Graphic Novel Review: Lily Renee, Escape Artist

I received this book for free from NetGalley in exchange for an honest review. This does not affect my opinion of the book or the content of my review.

Graphic Novel Review: Lily Renee, Escape ArtistLily Renee, Escape Artist: From Holocaust Survivor to Comic Book Pioneer by Trina Robbins
Published by Graphic Universe on November 1, 2011
Genres: Biography, History
Pages: 96
Format: eARC
Source: NetGalley
Goodreads
two-half-stars

In 1938, Lily Renée Wilhelm, a 14-year-old Jewish girl, is living in Vienna when the Nazis march into Austria. After a ship voyage fraught with danger from Nazi torpedoes, teenage Lily reunites with her parents in New York and helps her family earn a living by painting designs on wooden boxes. One day she sees an ad in the paper: a comics publisher is looking for artists. Lily has never drawn comics before, but teaches herself how they work. She is hired to draw the character Senorita Rio, a beautiful spy fighting the Nazis.

One of my favorite historical time periods to read about and study is that of World War II. I also adore graphic novels, so when I saw this one I could not resist. This isn’t one about plot or surprising the reader; the publisher’s description, like mine, reveals the beginning, middle and end of her story. That’s not really what it’s about; instead, the focus is on the quality of life she experienced and the success she managed to acquire despite her many hardships.

The art in the novel is beautiful and feminine, looking a lot like a clothing catalog, the kind Lily herself posed for and drew for during her young adulthood. This style fits very well with the story, and gives it an upbeat feel that goes along with the overall message.

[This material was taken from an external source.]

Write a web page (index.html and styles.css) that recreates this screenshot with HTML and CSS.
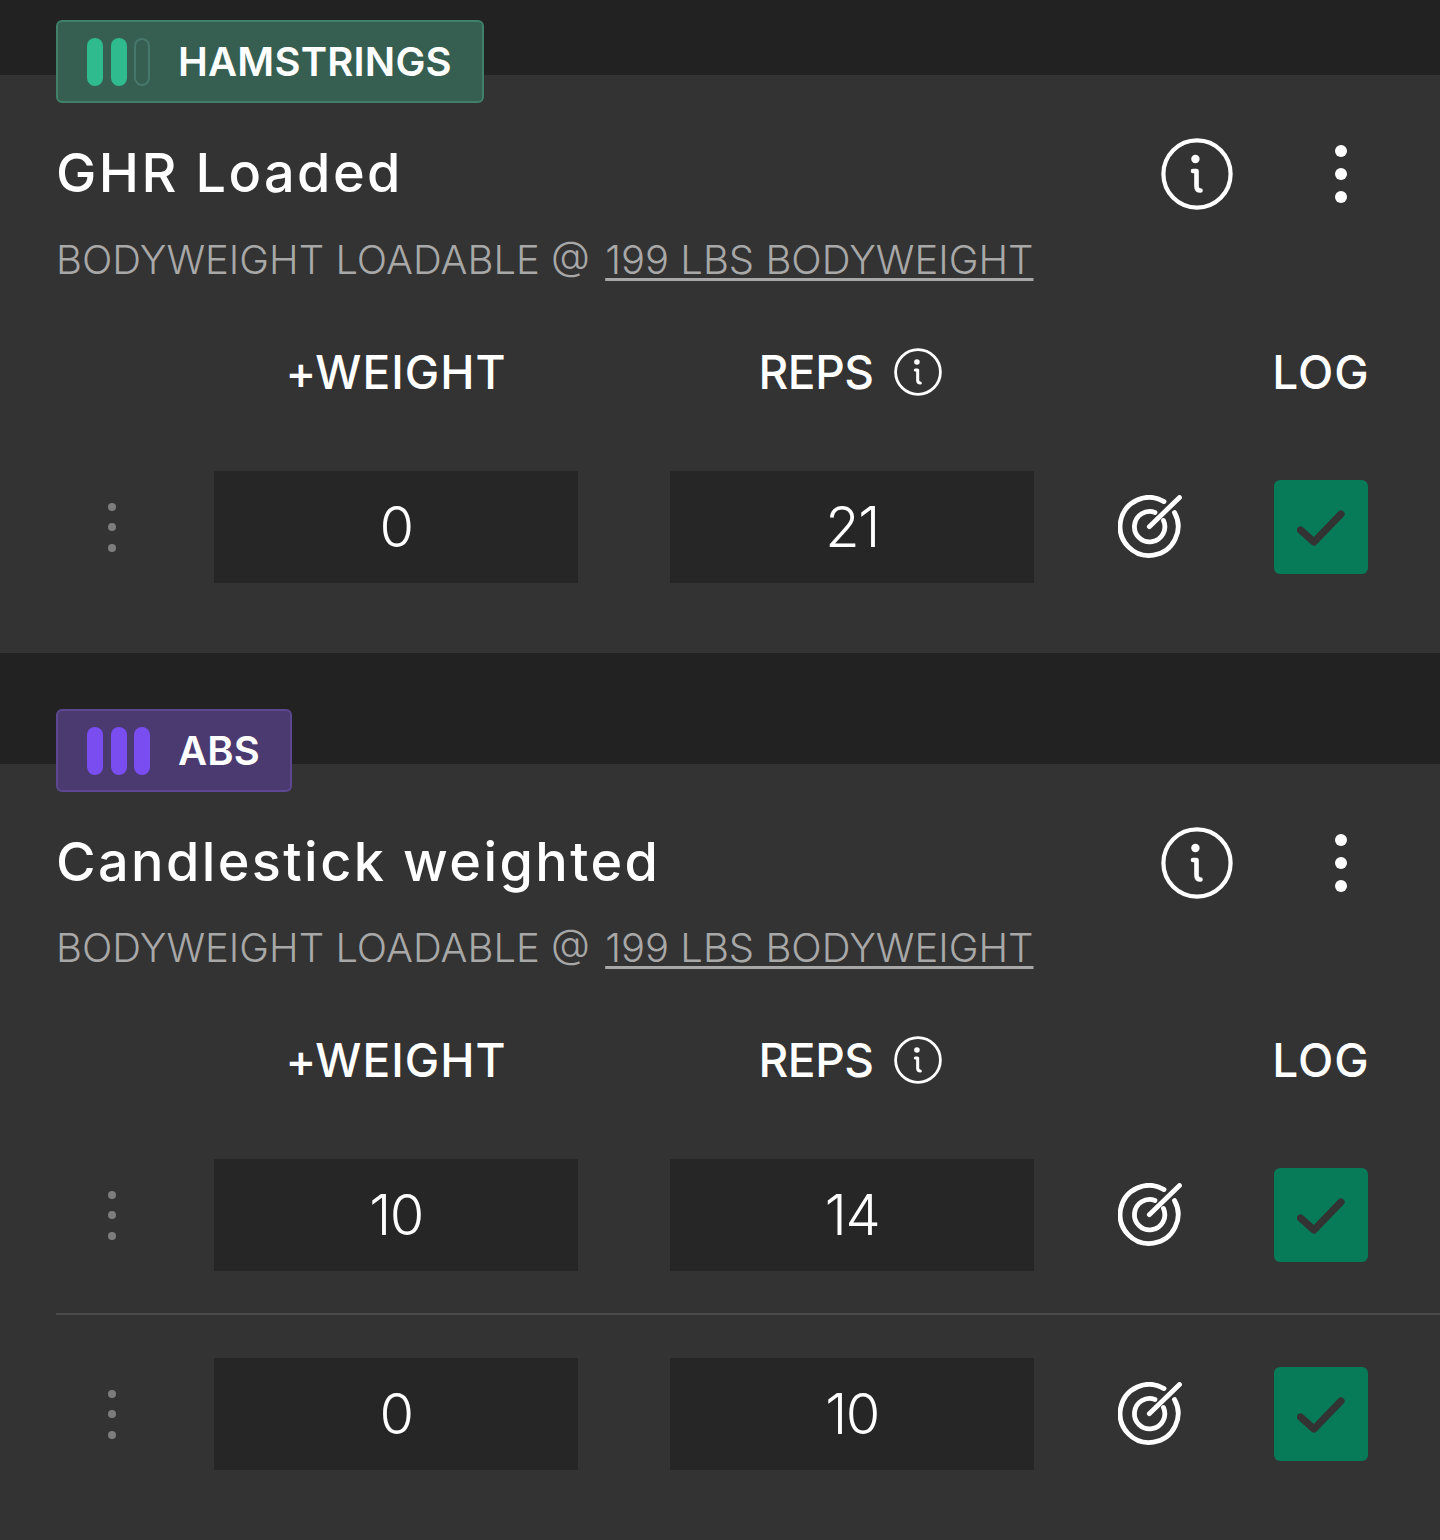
FILE: index.html
```html
<!DOCTYPE html>
<html lang="en">
<head>
    <meta charset="UTF-8">
    <title>Workout</title>
    <link rel="stylesheet" href="styles.css">
</head>
<body>
    <svg class="defs" width="0" height="0">
        <symbol id="ico_info" viewBox="0 0 72 72">
            <circle cx="36" cy="36" r="33.6" fill="none" stroke="currentColor" stroke-width="4.2"/>
            <circle cx="34.4" cy="21" r="4.2" fill="currentColor"/>
            <path d="M32 33 H35.5 V48.5 Q35.5 52.5 39.5 52.5" fill="none" stroke="currentColor" stroke-width="4.6" stroke-linecap="round" stroke-linejoin="round"/>
        </symbol>
        <symbol id="ico_target" viewBox="0 0 64 64">
            <path d="M56.5 17.5 A29 29 0 1 1 46 6.6" fill="none" stroke="currentColor" stroke-width="4.8" stroke-linecap="round"/>
            <path d="M45.5 25.5 A15.2 15.2 0 1 1 37 17.5" fill="none" stroke="currentColor" stroke-width="4.8" stroke-linecap="round"/>
            <path d="M31.3 31.7 L61.5 2.5" fill="none" stroke="currentColor" stroke-width="4.8" stroke-linecap="round"/>
        </symbol>
        <symbol id="ico_check" viewBox="0 0 48 40">
            <path d="M3.5 23 L17 35 L44 7" fill="none" stroke="currentColor" stroke-width="7.2" stroke-linecap="round" stroke-linejoin="round"/>
        </symbol>
    </svg>

    <section class="card first">
        <div class="badge green">
            <span class="bars"><i></i><i></i><i class="empty"></i></span>
            <span>HAMSTRINGS</span>
        </div>
        <div class="title_row">
            <h2>GHR Loaded</h2>
            <svg class="info_big"><use href="#ico_info"/></svg>
            <span class="dots"><i></i><i></i><i></i></span>
        </div>
        <p class="sub">BODYWEIGHT LOADABLE @ <u>199 LBS BODYWEIGHT</u></p>
        <div class="grid head">
            <span></span>
            <span class="col">+WEIGHT</span>
            <span class="col reps">REPS <svg class="info_small"><use href="#ico_info"/></svg></span>
            <span></span>
            <span class="col">LOG</span>
        </div>
        <div class="grid row">
            <span class="handle"><i></i><i></i><i></i></span>
            <div class="input">0</div>
            <div class="input">21</div>
            <svg class="target"><use href="#ico_target"/></svg>
            <div class="check"><svg><use href="#ico_check"/></svg></div>
        </div>
    </section>

    <section class="card">
        <div class="badge purple">
            <span class="bars"><i></i><i></i><i></i></span>
            <span>ABS</span>
        </div>
        <div class="title_row">
            <h2>Candlestick weighted</h2>
            <svg class="info_big"><use href="#ico_info"/></svg>
            <span class="dots"><i></i><i></i><i></i></span>
        </div>
        <p class="sub">BODYWEIGHT LOADABLE @ <u>199 LBS BODYWEIGHT</u></p>
        <div class="grid head">
            <span></span>
            <span class="col">+WEIGHT</span>
            <span class="col reps">REPS <svg class="info_small"><use href="#ico_info"/></svg></span>
            <span></span>
            <span class="col">LOG</span>
        </div>
        <div class="grid row">
            <span class="handle"><i></i><i></i><i></i></span>
            <div class="input">10</div>
            <div class="input">14</div>
            <svg class="target"><use href="#ico_target"/></svg>
            <div class="check"><svg><use href="#ico_check"/></svg></div>
        </div>
        <div class="grid row divided">
            <span class="handle"><i></i><i></i><i></i></span>
            <div class="input">0</div>
            <div class="input">10</div>
            <svg class="target"><use href="#ico_target"/></svg>
            <div class="check"><svg><use href="#ico_check"/></svg></div>
        </div>
    </section>
</body>
</html>
```

FILE: styles.css
```css
* {
    margin: 0;
    padding: 0;
    box-sizing: border-box;
}

body {
    height: 1540px;
    overflow: hidden;
    background-color: #222222;
    color: #ffffff;
    font-family: Inter, "Noto Sans", sans-serif;
}

.defs {
    position: absolute;
}

.card {
    display: flow-root;
    margin-top: 111px;
    padding-left: 56px;
    padding-bottom: 70px;
    background-color: #333333;
}

.card.first {
    margin-top: 75px;
}

.badge {
    display: flex;
    align-items: center;
    gap: 28px;
    width: fit-content;
    height: 83px;
    margin-top: -55px;
    padding: 0 30px 0 29px;
    border: 2px solid;
    border-radius: 6px;
    font-size: 40px;
    font-weight: 600;
    letter-spacing: 0.2px;
}

.badge.green {
    background-color: #365f52;
    border-color: #3f8068;
}

.badge.purple {
    background-color: #4a3a70;
    border-color: #5c4790;
}

.bars {
    display: flex;
    gap: 7.5px;
}

.bars i {
    width: 16px;
    height: 48px;
    border-radius: 8px;
}

.green .bars i {
    background-color: #2fbb8e;
}

.green .bars i.empty {
    background-color: transparent;
    border: 2px solid #47776a;
}

.purple .bars i {
    background-color: #7a4df0;
}

.title_row {
    display: flex;
    align-items: center;
    height: 72px;
    margin-top: 35px;
    padding-right: 99px;
}

h2 {
    flex: 1;
    padding-bottom: 3px;
    font-size: 54px;
    font-weight: 500;
    letter-spacing: 2.4px;
}

.info_big {
    width: 72px;
    height: 72px;
    color: #ffffff;
}

.dots {
    display: flex;
    flex-direction: column;
    align-items: center;
    gap: 11px;
    margin-left: 102px;
    margin-right: -6px;
}

.dots i {
    width: 12px;
    height: 12px;
    border-radius: 50%;
    background-color: #ffffff;
}

.sub {
    margin-top: 24px;
    font-size: 40px;
    line-height: 52px;
    font-weight: 300;
    letter-spacing: 0;
    color: #a8a8a8;
}

.card + .card .sub {
    margin-top: 23px;
}

.sub u {
    margin-left: 4px;
    text-underline-offset: 4px;
    text-decoration-thickness: 3px;
}

.grid {
    display: grid;
    grid-template-columns: 66px 364px 364px 56px 94px;
    column-gap: 92px;
    align-items: center;
    padding-right: 72px;
}

.head {
    height: 60px;
    margin-top: 56px;
    font-size: 46px;
    font-weight: 500;
    letter-spacing: 1px;
}

.col {
    display: flex;
    align-items: center;
    justify-content: center;
    gap: 20px;
    white-space: nowrap;
}

.col.reps {
    padding-right: 4px;
    letter-spacing: -0.4px;
}

.info_small {
    width: 48px;
    height: 48px;
}

.row {
    height: 112px;
    margin-top: 69px;
}

.row.divided {
    height: 157px;
    margin-top: 42px;
    padding-top: 43px;
    border-top: 2px solid #4a4a4a;
}

.input {
    height: 112px;
    display: flex;
    align-items: center;
    justify-content: center;
    background-color: #262626;
    font-size: 56px;
    font-weight: 300;
    letter-spacing: -1.5px;
}

.handle {
    display: flex;
    flex-direction: column;
    align-items: center;
    gap: 12.5px;
    width: 112px;
}

.handle i {
    width: 8px;
    height: 8px;
    border-radius: 50%;
    background-color: #7d7d7d;
}

.target {
    width: 64px;
    height: 64px;
    margin-left: -8px;
    color: #ffffff;
}

.check {
    width: 94px;
    height: 94px;
    display: flex;
    align-items: center;
    justify-content: center;
    border-radius: 6px;
    background-color: #077a58;
    color: #333333;
}

.check svg {
    width: 48px;
    height: 40px;
}
```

This tale touches on the Holocaust, but is not one to read if you want to find out about the many atrocities of that time period. It’s just one Jewish woman’s story, and she happens to have been, all things considered, very lucky, given what could have happened to her. I like the story for its viewpoint and because I learned about the Kindertransport.

I would definitely recommend this as a good entry into studies of World War II and the Holocaust for children, as it is not at all graphic and gives a basic overview of the timeline, explaining some basic vocabulary. The additional materials following the story itself would also be excellent for such a purpose.